Hip replacement illustrates the point. In the early 1990s, according to a study in the Journal of the American Medical Association, patients spent more than nine days, on average, for surgery and recuperation in the hospital. By 2008, that period was less than four days. The percentage of patients sent directly home decreased from about two-thirds to less than half. The proportion sent instead to rehabilitation facilities doubled. Furthermore, there was a 44 percent increase in the number of patients returning to the hospital within 30 days for further care.
Dr. Peter Cram, the study’s lead author, said, “You’re really just squeezing a balloon here. If we reduce the length of stay in the hospital, we can save money … But when we squeeze the balloon on one end to reduce length of stay, other costs pop up on the other end. This is why it’s so hard to reduce or contain health-care costs.”
A key provision of the health-reform law attempts to reduce 30-day hospital readmission rates by penalizing the worst offenders. As of October 2012, Centers for Medicare and Medicaid Services can decrease payments by 1 percent to hospitals with excessive rates for patients with heart failure, acute myocardial infarction or pneumonia.
One in 5 Medicare beneficiaries was readmitted to the hospital within 30 days, and 1 in 3 within 90 days in 2003-2004. The cost of these unplanned readmissions was more than $17 billion in 2004. Blacks are 43 percent more likely to have unplanned readmissions. The risk is up to 33 percent more likely for those on high-risk medications.
The Joint Commission, which accredits hospitals, studied miscommunication from one caregiver to the next in 10 hospitals. These so-called transitions of care often are the culprit in readmissions. The commission found that handoffs were defective 37 percent of the time.
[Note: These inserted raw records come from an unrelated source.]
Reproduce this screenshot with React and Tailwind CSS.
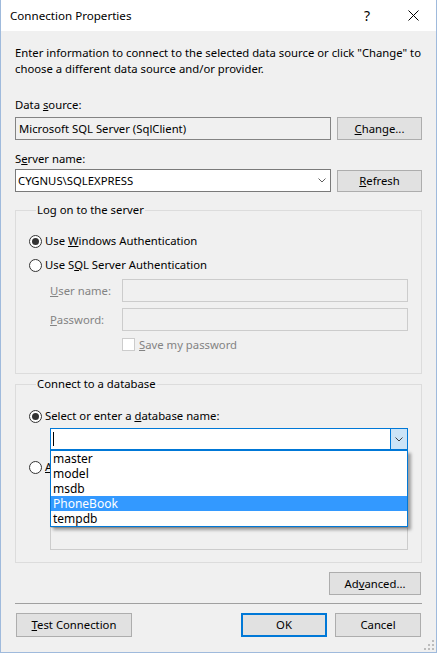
import React from 'react';

const font = { fontFamily: '"Noto Sans", "Open Sans", sans-serif' };

function Btn({ children, className = '', primary = false }) {
  return (
    <div
      className={`flex items-center justify-center bg-[#e1e1e1] text-black ${
        primary ? 'border-2 border-[#0078d7]' : 'border border-[#adadad]'
      } ${className}`}
    >
      {children}
    </div>
  );
}

function Radio({ checked, children }) {
  return (
    <div className="flex items-center h-[16px] gap-[3px]">
      <span className="flex items-center justify-center w-[13px] h-[13px] rounded-full border border-[#333333] bg-white shrink-0">
        {checked && <span className="w-[7px] h-[7px] rounded-full bg-[#333333]" />}
      </span>
      <span className="whitespace-nowrap">{children}</span>
    </div>
  );
}

function Chevron({ color = '#606060' }) {
  return (
    <svg width="8" height="5" viewBox="0 0 8 5">
      <path d="M0.5 0.5 L4 4 L7.5 0.5" fill="none" stroke={color} strokeWidth="1" />
    </svg>
  );
}

const databases = ['master', 'model', 'msdb', 'PhoneBook', 'tempdb'];

export default function App() {
  return (
    <div
      className="w-[437px] h-[653px] flex flex-col bg-[#f0f0f0] border-x border-b border-[#9fbadc] text-[11.3px] leading-[16px] text-black overflow-hidden select-none"
      style={font}
    >
      {/* Title bar */}
      <div className="h-[31px] shrink-0 bg-white flex items-center pl-[9px] text-[11.6px]">
        <span className="flex-1">Connection Properties</span>
        <span className="w-[46px] text-center text-[14px]">?</span>
        <span className="w-[46px] flex justify-center">
          <svg width="11" height="11" viewBox="0 0 11 11">
            <path d="M0.5 0.5 L10.5 10.5 M10.5 0.5 L0.5 10.5" stroke="#000" strokeWidth="1" />
          </svg>
        </span>
      </div>

      <div className="flex flex-col px-[14px]">
        <p className="mt-[14px]">
          Enter information to connect to the selected data source or click "Change" to choose a
          different data source and/or provider.
        </p>

        {/* Data source */}
        <div className="mt-[20px]">
          Data <u>s</u>ource:
        </div>
        <div className="mt-[4px] flex gap-[6px] h-[23px]">
          <div className="w-[316px] border border-[#838383] bg-[#f0f0f0] flex items-center pl-[3px]">
            Microsoft SQL Server (SqlClient)
          </div>
          <Btn className="w-[85px]">
            <span>
              <u>C</u>hange...
            </span>
          </Btn>
        </div>

        {/* Server name */}
        <div className="mt-[11px]">
          S<u>e</u>rver name:
        </div>
        <div className="mt-[2px] flex gap-[6px] h-[23px]">
          <div className="w-[316px] border border-[#7a7a7a] bg-white flex items-center pl-[2px]">
            <span className="flex-1">CYGNUS\SQLEXPRESS</span>
            <span className="w-[17px] flex justify-center">
              <Chevron />
            </span>
          </div>
          <Btn className="w-[85px] mt-[1px] h-[22px]">
            <span>
              <u>R</u>efresh
            </span>
          </Btn>
        </div>

        {/* Log on group */}
        <fieldset className="mt-[10px] border border-[#dcdcdc] pl-[13px] pr-[13px] pb-[22px]">
          <legend className="ml-[7px] px-[1px]">Log on to the server</legend>
          <div className="mt-[15px]">
            <Radio checked>
              Use <u>W</u>indows Authentication
            </Radio>
          </div>
          <div className="mt-[8px]">
            <Radio>
              Use S<u>Q</u>L Server Authentication
            </Radio>
          </div>
          <div className="mt-[6px] ml-[21px] flex items-center h-[23px] text-[#838383]">
            <span className="w-[72px]">
              <u>U</u>ser name:
            </span>
            <div className="flex-1 h-full border border-[#cccccc] bg-[#f0f0f0]" />
          </div>
          <div className="mt-[6px] ml-[21px] flex items-center h-[23px] text-[#838383]">
            <span className="w-[72px]">
              <u>P</u>assword:
            </span>
            <div className="flex-1 h-full border border-[#cccccc] bg-[#f0f0f0]" />
          </div>
          <div className="mt-[7px] ml-[93px] flex items-center h-[13px] gap-[4px] text-[#838383]">
            <span className="w-[13px] h-[13px] border border-[#cccccc] bg-white shrink-0" />
            <span>
              <u>S</u>ave my password
            </span>
          </div>
        </fieldset>

        {/* Connect to a database group */}
        <fieldset className="mt-[2px] border border-[#dcdcdc] pl-[13px] pr-[13px] pb-[12px]">
          <legend className="ml-[7px] px-[1px]">Connect to a database</legend>
          <div className="mt-[16px]">
            <Radio checked>
              Select or enter a <u>d</u>atabase name:
            </Radio>
          </div>
          <div className="relative mt-[4px] ml-[21px] z-10">
            <div className="h-[22px] border border-[#0078d7] bg-white flex">
              <div className="flex-1 flex items-center pl-[2px]">
                <span className="w-px h-[14px] bg-black" />
              </div>
              <div className="w-[17px] bg-[#cce4f7] border-l border-[#0078d7] flex items-center justify-center">
                <Chevron color="#404040" />
              </div>
            </div>
            {/* open dropdown list */}
            <ul className="absolute left-0 top-full w-full border border-[#0078d7] bg-white text-[12px] shadow-[3px_3px_3px_rgba(0,0,0,0.35)]">
              {databases.map((d) => (
                <li
                  key={d}
                  className={`h-[15px] leading-[15px] pl-[2px] ${
                    d === 'PhoneBook' ? 'bg-[#3399ff] text-white' : ''
                  }`}
                >
                  {d}
                </li>
              ))}
            </ul>
          </div>
          <div className="mt-[9px]">
            <Radio>
              <u>A</u>ttach a database file:
            </Radio>
          </div>
          <div className="mt-[6px] ml-[21px] h-[23px] border border-[#cccccc] bg-[#f0f0f0]" />
          <div className="mt-[23px] ml-[21px] h-[23px] border border-[#cccccc] bg-[#f0f0f0]" />
        </fieldset>

        <div className="mt-[9px] flex justify-end pr-[1px]">
          <Btn className="w-[92px] h-[23px]">
            <span>
              Ad<u>v</u>anced...
            </span>
          </Btn>
        </div>

        <div className="mt-[8px] h-px bg-[#a0a0a0]" />

        <div className="mt-[9px] flex items-center h-[24px] pr-[1px]">
          <Btn className="w-[116px] h-[24px] ml-[1px]">
            <span>
              <u>T</u>est Connection
            </span>
          </Btn>
          <div className="flex-1" />
          <Btn primary className="w-[86px] h-[24px]">
            OK
          </Btn>
          <Btn className="w-[86px] h-[24px] ml-[8px]">Cancel</Btn>
        </div>
      </div>

      {/* size grip */}
      <div className="flex-1 flex items-end justify-end pr-[2px] pb-[2px]">
        <svg width="10" height="10" viewBox="0 0 10 10">
          {[
            [8, 0],
            [8, 4],
            [4, 4],
            [8, 8],
            [4, 8],
            [0, 8],
          ].map(([x, y]) => (
            <rect key={`${x}-${y}`} x={x} y={y} width="2" height="2" fill="#bcbcbc" />
          ))}
        </svg>
      </div>
    </div>
  );
}
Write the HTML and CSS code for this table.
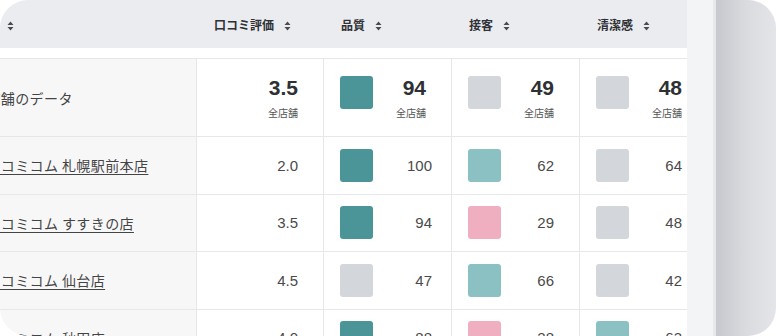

There are 4,000 handoffs a day at a typical hospital, which means nearly 1,500 are mishandled. Those fumbled handoffs are associated with 80 percent of serious medical errors.
However, a recent study found that Medicare regions that have the highest readmission rates also have the highest hospital admission rates. In other words, doctors in some areas are quicker to stick – and re-stick – patients into the hospital than those elsewhere.
There are simply too many confounding factors to blame hospitals for readmission rates.